なぜオリックスは3連勝で26年ぶりの日本一へ王手をかけることができたのか…深謀遠慮の中嶋采配と高津監督の誤算
日本シリーズの第6戦が29日、神宮球場で行われ、オリックスがヤクルトをわずか1安打に抑える完封リレーで抑え込み3-0で勝利、対戦成績を3勝2敗1分けとし26年ぶりの日本一に王手をかけた。中嶋聡監督(53)は先発の山崎福也(30)に5回を任せ、6回からは宇田川優希(23)、平野佳寿(38)、山崎颯一郎(24)、ジェイコブ・ワゲスパック(28)の順で継投を繰り出した。一方の高津臣吾監督(53)は、0-1で迎えた9回に守護神スコット・マクガフ(32)を送りだしたが、また自らの守りのエラーで追加点を許すなど采配は裏目に出た。
1回先頭の塩見に許した1安打だけの完封リレー
まるで中嶋監督の手のひらの上でヤクルトが操られているようだった。
先発の山崎福は、先頭の塩見にセンター前ヒットを許したが、終わってみれば、ヤクルトのヒットは、この1本だけ。しかも、山崎福は、「自分の傾向としては、先頭のバッターに塁に出てもらった方が、いい流れで断ち切ること多い。
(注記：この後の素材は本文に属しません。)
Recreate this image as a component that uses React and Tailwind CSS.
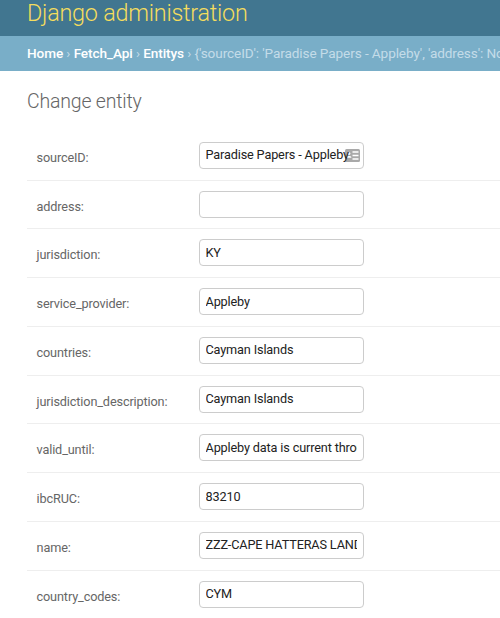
const fields = [
  ['sourceID', 'Paradise Papers - Appleby'],
  ['address', ''],
  ['jurisdiction', 'KY'],
  ['service_provider', 'Appleby'],
  ['countries', 'Cayman Islands'],
  ['jurisdiction_description', 'Cayman Islands'],
  ['valid_until', 'Appleby data is current through 2014'],
  ['ibcRUC', '83210'],
  ['name', 'ZZZ-CAPE HATTERAS LAND LTD.'],
  ['country_codes', 'CYM'],
];

function ContactIcon() {
  return (
    <svg className="absolute top-[7px] right-[4px] h-[13px] w-[15px]" viewBox="0 0 15 13">
      <rect width="15" height="13" rx="1.5" fill="#a9a9a9" />
      <circle cx="3.9" cy="4.5" r="1.5" fill="#fff" />
      <path d="M1.5 8.8V8c0-1.5 4.8-1.5 4.8 0v.8z" fill="#fff" />
      <path d="M7.5 3h6M7.5 6.5h6M7.5 10h6" stroke="#fff" strokeWidth="1.3" />
    </svg>
  );
}

function Field({ name, value, withIcon }) {
  return (
    <div className="flex h-[48.78px] items-start border-b border-[#eeeeee] pt-[10px] pl-[9.5px]">
      <label className="w-[162.5px] shrink-0 pt-[7px] text-[12.7px] leading-[18px] tracking-[-0.13px] text-[#666666]" htmlFor={name}>
        {name}:
      </label>
      <div className="relative h-[27px] w-[165px]">
        {withIcon && <ContactIcon />}
        <input
          id={name}
          type="text"
          defaultValue={value}
          className="relative block h-[27px] w-full rounded-[4px] border border-[#cccccc] bg-transparent pr-[6px] pb-px pl-[5.5px] text-[12.7px] tracking-[-0.15px] text-[#222222] outline-none"
        />
      </div>
    </div>
  );
}

export default function App() {
  return (
    <div className="h-[618px] w-[500px] overflow-hidden bg-white font-[Roboto,sans-serif]">
      <header className="h-[36px] bg-[#417690] pl-[27px]">
        <h1 className="text-[23.4px] leading-[26px] font-light tracking-[-0.24px] text-[#f5dd5d]">Django administration</h1>
      </header>
      <nav className="h-[35px] overflow-hidden bg-[#79aec8] pl-[27px] text-[13.6px] leading-[35px] tracking-[-0.1px] whitespace-nowrap text-[#c4dce8]">
        <a className="font-medium text-white">Home</a> › <a className="font-medium text-white">Fetch_Api</a> ›{' '}
        <a className="font-medium text-white">Entitys</a> › {"{'sourceID': 'Paradise Papers - Appleby', 'address': None, 'jurisdiction': 'KY'}"}
      </nav>
      <main className="pl-[27px]">
        <h2 className="h-[60.8px] pt-[19px] text-[19.5px] leading-[24px] font-light tracking-[-0.2px] text-[#666666]">Change entity</h2>
        <form>
          {fields.map(([name, value], i) => (
            <Field key={name} name={name} value={value} withIcon={i === 0} />
          ))}
        </form>
      </main>
    </div>
  );
}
計算通りです」と言う。
何も調子にのって発言したわけではない。実際、続くベテラン青木のバットをへし折り二ゴロ併殺打に打ち取っているのだから説得力がある。
中嶋監督は「最高のピッチング」と称えた5回無失点の山崎福を70球で降板させると、6回から最強ブルペン陣への継投に入った。6回は宇田川。二死から山田、村上に連続四球を与えたが、“シリーズ男”オスナを三球三振に打ち取った。初球に“大先輩”平野のフォークに触発され覚えたという小さく落とすカウントを取るフォークでストライクを取り、2球目は、大きく落とす2種類目のフォークで空振りを奪う。そしてウイニングショットは高めの威力ある釣り球のストレート。ここも計算通りだろう。
中嶋監督は、宇田川に第4戦では、回跨ぎさせていたが、第5戦はベンチから外して2日の休養を取らせ、この日は、1イニングでスイッチ。7回からは、山崎颯ではなく、先に平野をマウンドに送った。
セ・リーグの某大物OBは、「7回は、6番の中村から始まる下位打線。ベテランの平野はフォークの出し入れでかわすピッチングに変わっているが、下位打線は、平野の技術でかわし、打順がトップに返る8回に160キロ近いストレートを持つ山崎颯で抑え込もうと考えての継投の順番になったのでは。それが見事にはまった」と、中嶋監督の狙いを分析した。
平野はフォークを操って中村、サンタナ、長岡を三者凡退に抑え、8回からは山崎颯が代打・宮本、塩見、青木の3人を力でねじ込み三者凡退。
そして9回はワゲスパックに任せた。第2戦では、同じく3点のリードで迎えた9回に阿部が、代打・内山に同点3ランを浴びて、痛恨の引き分けに持ち込まれている。だが、ワゲスパックは悪夢を再現させなかった。
彼もまた三者凡退。村上は追い込んでからのチェンジアップでスイングアウトの三振に打ち取った。
勝利監督インタビューで中嶋監督は、「自慢のリリーフ陣はいかがでしたか?」と聞かれ「まあ自慢とは思っていないんですが、よく投げてくれています」と謙虚に返した。
中嶋監督は、宇田川、山崎颯、平野、ワゲスパック、阿部と、5人も揃ったブルペン陣の調子や相手との相性を見極めながら短期決戦用の継投マジックを披露している。第5戦のベンチから、宇田川、山崎颯の2人を外したのも、この神宮で2つ勝たねばならないという先の展開を読んでの準備。実に深謀遠慮な采配である。